Concerns about Johnson's leadership have already spurred a vote of confidence in his leadership, where 41% of his parliamentary colleagues voted to remove him, with many citing worries over the party's prospects in the next national election, likely in 2024.
"The Conservatives may now not only face the challenge of how to recover the support lost in the wake of Partygate and the cost of living crisis, but also that of overcoming an increased antipathy to Boris Johnson and his government," polling expert John Curtice wrote in the Independent.
Curtice said losing both by-elections would be "a sign of a government that is at risk of losing its electoral footing."
However, Johnson, speaking to reporters on the way to Rwanda for a Commonwealth meeting, rejected any suggestion he could be forced out.
"Are you crazy?" he said when asked if he would resign if he lost both seats. "Governing parties generally do not win by-elections, particularly not mid-term. You know, I am very hopeful, but you know, there you go. That's just reality."
The by-elections were triggered by high-profile resignations of Conservative lawmakers - one who admitted watching pornography in parliament, and another found guilty of sexually abusing a teenage boy.

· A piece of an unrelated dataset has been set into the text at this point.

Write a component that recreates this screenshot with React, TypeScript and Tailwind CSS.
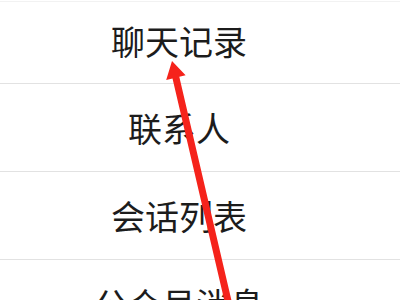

The Conservatives have held Tiverton and Honiton for about a century, and won a majority of more than 24,000 there in 2019.
The pro-Europe Liberal Democrats are attempting to win the seat and replicate their triumph in North Shropshire, where they overturned a similarly-sized majority in a rural district last year, though Curtice said that success for the Lib Dems is "by no means guaranteed".
In Wakefield, the opposition Labour party are favourites to win back the seat, seeking to overturn a Conservative majority of about 3,000.